Back on our bikes this is true but hazardous advice so I ignore it and keep my eye-level horizontal. Continental-style cafés adorn street corners with tasteful outside seats of woven wicker.

“Cafes,” Angus explains, “are different to coffee shops.”

I nod meaningfully, peering into establishments where you can buy a joint over the counter. Occasionally I catch a blast of the scent as we go past but generally the city air has a soft, clear smell, with sporadic wafts of toasted sugar emanating from the stands selling caramelised nuts.

In the museum district I wander in awe through the Van Gogh Museum drop-jawed at how close I stand to his legendary masterpieces. The exhibition is extensive and the story of a life unfolds before my eyes, colouring in in vivid colour a plot I know only the outline of.
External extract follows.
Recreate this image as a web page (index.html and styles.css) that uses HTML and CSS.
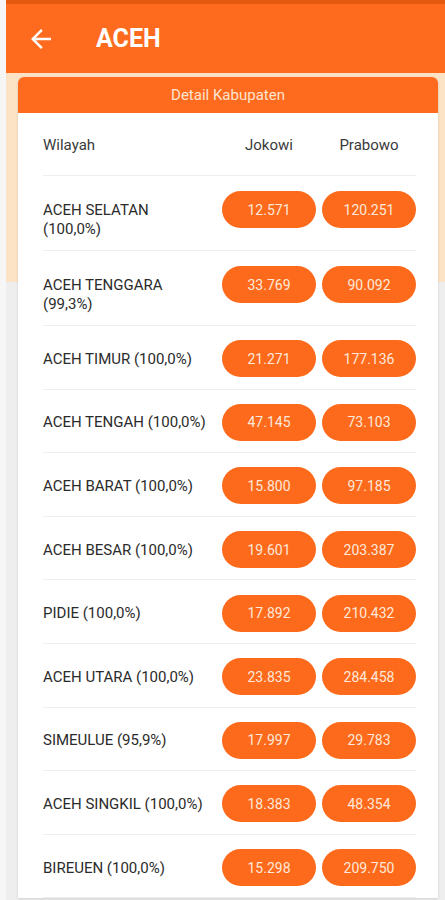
FILE: index.html
```html
<!DOCTYPE html>
<html lang="id">
	<head>
		<meta charset="UTF-8" />
		<meta name="viewport" content="width=device-width, initial-scale=1.0" />

		<link rel="stylesheet" href="styles.css">

		<title>ACEH</title>
	</head>
	<body>
		<div class="screen">
			<div class="status"></div>
			<header class="appbar">
				<svg class="back" viewBox="0 0 24 24" width="30" height="30">
					<path d="M20 11H7.83l5.59-5.59L12 4l-8 8 8 8 1.41-1.41L7.83 13H20v-2z" fill="#fff" />
				</svg>
				<h1>ACEH</h1>
			</header>

			<main class="content">
				<div class="card">
					<div class="card-title">Detail Kabupaten</div>
					<div class="list">
						<div class="row head">
							<span class="name">Wilayah</span>
							<span class="col">Jokowi</span>
							<span class="col">Prabowo</span>
						</div>
						<div class="row tall">
							<span class="name">ACEH SELATAN<br>(100,0%)</span>
							<span class="pill">12.571</span>
							<span class="pill">120.251</span>
						</div>
						<div class="row tall">
							<span class="name">ACEH TENGGARA<br>(99,3%)</span>
							<span class="pill">33.769</span>
							<span class="pill">90.092</span>
						</div>
						<div class="row">
							<span class="name">ACEH TIMUR (100,0%)</span>
							<span class="pill">21.271</span>
							<span class="pill">177.136</span>
						</div>
						<div class="row">
							<span class="name">ACEH TENGAH (100,0%)</span>
							<span class="pill">47.145</span>
							<span class="pill">73.103</span>
						</div>
						<div class="row">
							<span class="name">ACEH BARAT (100,0%)</span>
							<span class="pill">15.800</span>
							<span class="pill">97.185</span>
						</div>
						<div class="row">
							<span class="name">ACEH BESAR (100,0%)</span>
							<span class="pill">19.601</span>
							<span class="pill">203.387</span>
						</div>
						<div class="row">
							<span class="name">PIDIE (100,0%)</span>
							<span class="pill">17.892</span>
							<span class="pill">210.432</span>
						</div>
						<div class="row">
							<span class="name">ACEH UTARA (100,0%)</span>
							<span class="pill">23.835</span>
							<span class="pill">284.458</span>
						</div>
						<div class="row">
							<span class="name">SIMEULUE (95,9%)</span>
							<span class="pill">17.997</span>
							<span class="pill">29.783</span>
						</div>
						<div class="row">
							<span class="name">ACEH SINGKIL (100,0%)</span>
							<span class="pill">18.383</span>
							<span class="pill">48.354</span>
						</div>
						<div class="row">
							<span class="name">BIREUEN (100,0%)</span>
							<span class="pill">15.298</span>
							<span class="pill">209.750</span>
						</div>
					</div>
				</div>
			</main>
		</div>
	</body>
</html>
```

FILE: styles.css
```css
body {
	margin: 0;
	height: 900px;
	overflow: hidden;
	background-color: #f6f6f6;
	font-family: Roboto, "Noto Sans", sans-serif;
}

.screen {
	margin-left: 6px;
	height: 900px;
	overflow: hidden;
}

.status {
	height: 4px;
	background-color: #e4580f;
}

.appbar {
	height: 69px;
	display: flex;
	align-items: center;
	background-color: #fe6b1e;
	color: white;

	.back {
		margin-left: 20px;
	}

	h1 {
		margin: 0 0 0 40px;
		font-size: 25px;
		font-weight: bold;
	}
}

.content {
	height: 827px;
	padding-top: 4px;
	box-sizing: border-box;
	background: linear-gradient(#fde3c6 0 209px, #eeeeee 209px);
}

.card {
	margin: 0 7px 0 12px;
	background-color: white;
	border-radius: 6px 6px 0 0;
	overflow: hidden;
	box-shadow: 0 1px 3px rgba(0, 0, 0, 0.12);
}

.card-title {
	height: 36px;
	display: flex;
	align-items: center;
	justify-content: center;
	background-color: #fe6b1e;
	color: #fde4cf;
	font-size: 15px;
}

.list {
	padding: 0 22px 0 25px;
}

.row {
	display: grid;
	grid-template-columns: 1fr 94px 94px;
	gap: 6px;
	align-items: center;
	padding: 14.3px 0 11.3px;
	border-bottom: 1px solid #efefef;
	font-size: 15px;
	line-height: 18px;
	color: #2b2b2b;

	&.head {
		padding: 22.5px 0 21.5px;
		color: #3a3a3a;

		.col {
			text-align: center;
		}
	}

	&.tall {
		align-items: start;
		padding: 15px 0 11.5px;

		.name {
			padding-top: 9.5px;
			line-height: 19px;
		}
	}
}

.pill {
	height: 37px;
	display: flex;
	align-items: center;
	justify-content: center;
	border-radius: 19px;
	background-color: #fd6a1c;
	color: #fde8da;
	font-size: 14px;
}
```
We emerge hours later, the texture of passionate brushstrokes in oil quietening my mind.

The queues are too great to visit Anne Frank’s house today but the surrounding area is exquisite. Trees line canals and pretty pavements run down either side. Straight rows of houses face each other across the canal. Four to six storeys high the houses are tall and narrow, pressed together like dominos in a pack. Angus informs me that the long windows of these houses hark back to a Calvinist past where the house – like the soul – was to have nothing to hide.

We stop for more refreshment, this time with some food that doesn’t scare me. From my café seat on the riverbank with a glass of Rosé in one hand and some strong ‘auld’ cheese in the other I can at last look up to observe the roof-tops. Each one is different. Like pinnacles in a crown some are triangular, some flame-shaped, but all look one-dimensional as if each slim house were sporting an elaborate headdress.

Redeeming my poor show at lunch I choose a typically Dutch supper of ham, new potatoes, butter and white asparagus – a simple dish that makes me happy. Which is a good thing because we are about to set off for our final destination – the one I am most apprehensive about.

“Don’t be such a wuss,” Angus says, paying the bill and standing decisively. “You can’t come to Amsterdam and not see the Red Light District.”

It is surprisingly underwhelming. Girls in luminous bikinis, many of them chatting into their mobiles, stand in shop windows looking bored – snaking into life with a curve of the hips and a widening of their eyes only when a punter peers in. Gormless groups of English stags goad each other like teenagers and run away, giggling.

“He’ll come back later, ” Angus remarks of a young man whose shyness doesn’t quite cover his evident curiosity, “when he’s had enough to drink.”

Pubs on every corner are full of tourists drinking in what might appropriately be called ‘Dutch Courage’. Many of the shop windows are empty already, their contents bought or borrowed for the hour.

We head back to our bikes away from the bustle of the night, quietened but lacking the sense of horror I had imagined I would feel. There is an air of laidback unshockability to this city, a sense of dignity and self-possession that welcomes without needing to try too hard to impress. Much like, perhaps, the Dutch themselves.